Image: Journa

In Europe, the quest to reduce electronic waste took a major turn as the European Parliament voted to introduce a single charger for electronic devices by 2024. Some of the devices affected include mobile phones, tablets, cameras, e-readers, earphones, gaming consoles and health trackers.

According to this technological reform, which received overwhelming support from EU lawmakers with 602 votes in favor and only 13 against, mobile and other electronic device charging cable manufacturers will have until 2024 to switch to USB-C charging port.

The motion to adopt a single charger for mobile devices in Europe was kicked off by the European Commission in September 2021. The move aimed to provide actionable policies that will help meet the EU climate change goals of reducing 55% of emissions by 2030 as well as a long-term goal of ensuring net-zero emissions by 2050.

Although the motion for adopting one-charger-fits-all for mobile and other portable electronic devices was accepted in September 2021, the formal approval came a few days ago.

SEE: Charge three devices wirelessly with this folding charger (TechRepublic Academy)

With this new development, the EU Parliament also approved that this innovation will affect laptops by 2026. According to the Parliament, these new policies will ensure that consumers will no longer spend money on chargers when they change their devices, as they will be able to use a single charger to power a wide range of small and medium-sized portable electronic devices.

Under this new law, manufacturers of all new mobile phones, tablets, digital cameras, headphones and headsets, handheld video game consoles and portable speakers, e-readers, keyboards, mice, portable navigation systems, earbuds, and laptops that are rechargeable via a wired cable, operating with a power delivery of up to 100 Watts, will have to be equipped with a USB Type-C port.

How the EU arrived at this new policy

In 2020, the EC reported that approximately 420 million mobile phones and other mobile electronic devices were sold in the European territories. The EC report further suggested that, on average, mobile phone users own about three phones and three different chargers.

Despite using designated chargers for each mobile device, 38% of consumers report having experienced problems with phone-charger compatibility. This situation affects mobile phone users, as it sometimes leaves people unable to charge their devices when they are not with their chargers or forces people to buy new chargers when they can easily use any nearby charger to power them.

According to the EC report, the situation is not only inconvenient but also costly for consumers, as they spend about $2.3 billion annually on stand-alone chargers that do not come with devices. Furthermore, this condition also leads to unnecessary waste, as it adds to the number of disposed and unused chargers estimated to contribute about 11,000 tons of e-waste annually.

In a bid to address these challenges, the EC, in 2009, moved to support a common charging solution for mobile phones and similar electronic devices.

The Commission’s first action toward this common charging system was to facilitate a voluntary agreement by the industry in 2009 that resulted in the adoption of the first Memorandum of Understanding.
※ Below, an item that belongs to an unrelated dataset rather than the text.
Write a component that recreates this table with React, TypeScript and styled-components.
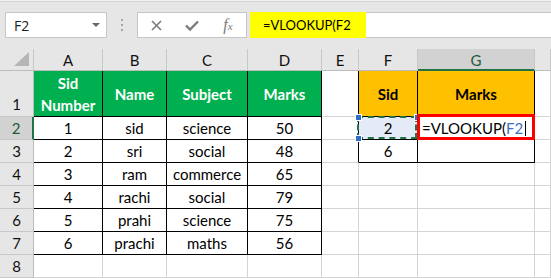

This agreement had several existing charging solutions for mobile phones on the market reduced from 30 to three. However, the MoU expired in 2014, giving rise to a renewed call for the adoption of a single charging solution for all mobile devices in 2021.

What does this new change herald?

With every new change comes an effect. Come 2024, it’s expected that the EC must have unified interoperability requirements and pass them to manufacturers. Once this is done, we will expect less of the much-talked-about technological “lock-in,” whereby a consumer becomes dependent on a single manufacturer because choosing another manufacturer for any accessory will result in a total change of device.
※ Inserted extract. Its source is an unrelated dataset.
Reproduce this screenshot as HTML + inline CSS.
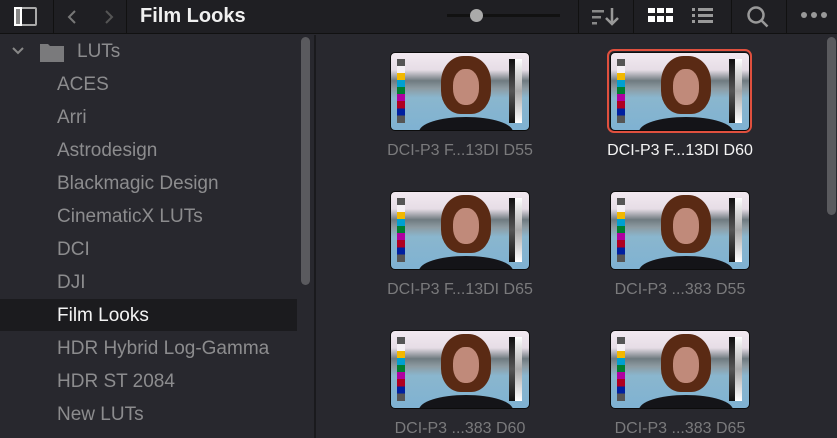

Another thing that will change with this new development is that buyers will also be able to make better choices about whether or not to buy a new charging device with a new product. This means buyers can easily walk into a seller’s store and buy their preferred device from one manufacturer and the charger from another.

The EC also projects that these new policies will lead to more re-use of chargers and will help consumers save up to $246 million a year on unnecessary charger purchases. EU Parliament’s rapporteur, Alex Agius Saliba (S&D, MT), reaffirms the significance of this move:

“The common charger will finally become a reality in Europe. We have waited more than 10 years for these rules, but we can finally leave the current plethora of chargers in the past. This future-proof law allows for the development of innovative charging solutions in the future, and it will benefit everyone—from frustrated consumers to our vulnerable environment. These are difficult times for politics, but we have shown that the EU has not run out of ideas or solutions to improve the lives of millions in Europe and inspire other parts of the world to follow suit.”

Nevertheless, it’s crucial to note that while consumers of these electronic products will receive this policy with a smile, mobile phones and other portable device manufacturers in the EU may not be as happy. The news will likely rattle Apple, who opposed this move back in 2020.

According to the tech giant, the EU’s universal charger proposal would scuttle innovation and affect its bespoke number of “Lightning” connector innovations. Apple also pointed out that the disruption will inconvenience users and lead to an unprecedented amount of electronic waste.

However, despite Apple’s push for the EU to drop the universal charging technology move in 2020, a Bloomberg report revealed that the tech giant started testing future iPhone models that will replace the Lightning port with a USB-C connector to meet with the EU common charger policies in 2024.